In class, we were taught that if a function $z=f(x,y)$ is differentiable at $(x_0,y_0)$, then first order partial derivatives $f_x(x_0,y_0)$ and $f_y(x_0,y_0)$ exist at that point, and it satisfies the "increment theorem" i.e. $\Delta z=f_x(x_0,y_0)\Delta x+f_y(x_0,y_0)\Delta y + \epsilon \Delta x+\eta\Delta y$ where $\epsilon \to 0, \, \eta\to0 $ as $\Delta x \to 0, \, \Delta y \to 0 $ which, as I understand, intuitively expresses that the function can be approximated locally by a linear function. However, as a computational check for differentiability, we were taught this equation:
$$\lim_{(h,k) \to (0,0)} \dfrac{f(x+h,y+k)-f_x(x_0,y_0)-f_y(x_0,y_0)-f(x_0,y_0)}{\sqrt{h^2+k^2}}=0$$
How do you go from the increment theorem to the above limit? I'm not very familiar with typical $\epsilon-\delta$ arguments (I'm an engineering student). Does this rely on them? I thought this might rely on the conversion of some multivariable limit from Cartesian to polar coordinates, but I can't figure out the details if that is the case.

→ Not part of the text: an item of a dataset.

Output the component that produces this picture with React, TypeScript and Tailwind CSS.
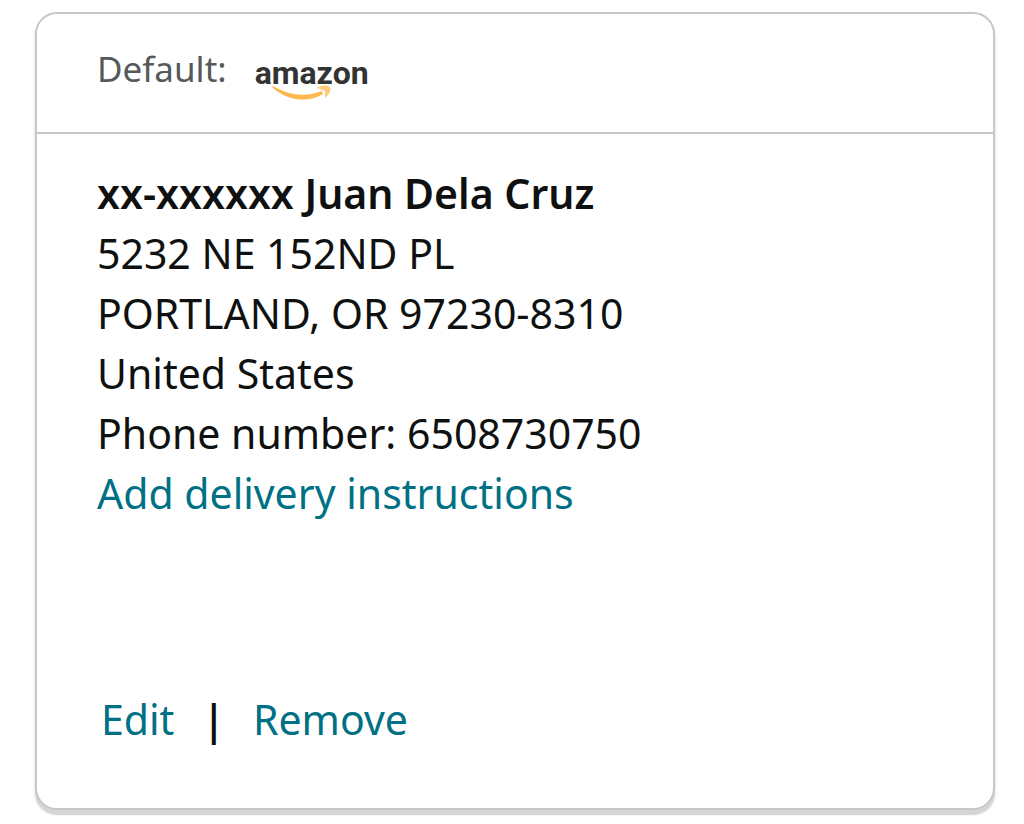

Furthermore, I did some reading and apparently, there are two kinds of differentiability; weak (Gateaux) and strong (Frechet) where the latter implies the former. And, for certain functions where the first-order partial derivatives are discontinuous (like $f(x,y)=\dfrac{x^5+y^3}{x^4+y^2}$ or $f(x,y)=\dfrac{x^2y^3}{x^4+y^4}$), they are said to be "Gateaux differentiable" but not Frechet differentiable.
How does the above definition of differentiability fit into this framework? I think it is the definition of Gateaux differentiability simplified for two variable functions but I'm not sure. Also, the continuity of partial derivatives implies differentiability but not vice versa. Is there any proof of this claim? What are the common counterexamples i.e. differentiable functions with discontinuous first-order partial derivatives?
Lastly, how does differentiability in the Frechet sense, Gateaux sense, and in the sense of the above equation, cement the relationship between the directional derivative and gradient? We learned in class that the fundamental definition of the directional derivative is $$D_{\hat{u}}f(P)=\lim_{h\to0} \dfrac{f(x_0+hu_x,y_0+hu_y)-f(x_0,y_0)}{h}$$ For differentiable functions, this becomes $D_{\hat{u}}f(P)=\nabla f(P).\hat{u}$. I don't understand why the existence of first-order partial derivatives by itself is not a sufficient condition for this; why must the function also be differentiable?